Mitingin bitmesinden sonra gazetemiz yazarı Hüseyin Yayman ile ayaküstü sohbet ettiğimiz Başbakan konuyu hemen bu yasağa getirdi ve tabii ki savundu. Ben de kendisine “yasaklıyorsunuz ama ben 5 dakika önce YouTube’a girebildim“ dediğimde şu karşılığı verdi: “Olsun, ama benim bunu yapmam gerekiyor. Nasıl bir ihanet içinde olduklarını görmüyor musunuz? Seçimden sonra YouTube konusunda ABD’deki gibi bir düzenleme yapacağız.”
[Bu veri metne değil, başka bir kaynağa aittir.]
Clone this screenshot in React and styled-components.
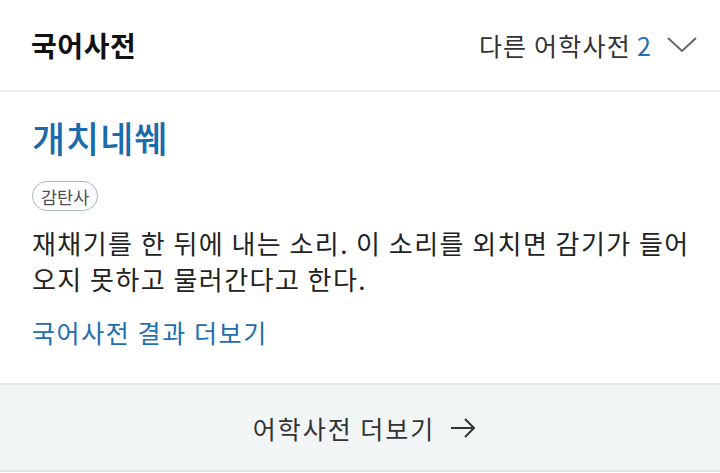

Erdoğan’ın nasıl bir düzenleme yapacağını bilmiyorum ama cemaat ile sürdürdüğü savaşın onu epey yorduğunu, ilginç bir şekilde bu yorgunluğun onu iyice motive ettiğini, kısacası bu savaşı neredeyse bir “yaşam biçimi” hâline getirmiş olduğunu söyleyebilirim.
Egemen Bağış notu
İstasyon Meydanı’nda eski AB Bakanı Egemen Bağış ile karşılaştım. “Nekrofili” tweet’ini Siirt’ten, çözüm süreci ve ona karşı çıkanlar bağlamında attığını, Berkin Elvan’ın hayatını kaybetmesi ve cenazesiyle kesinlikle hiçbir ilgisi olmadığını söyledi.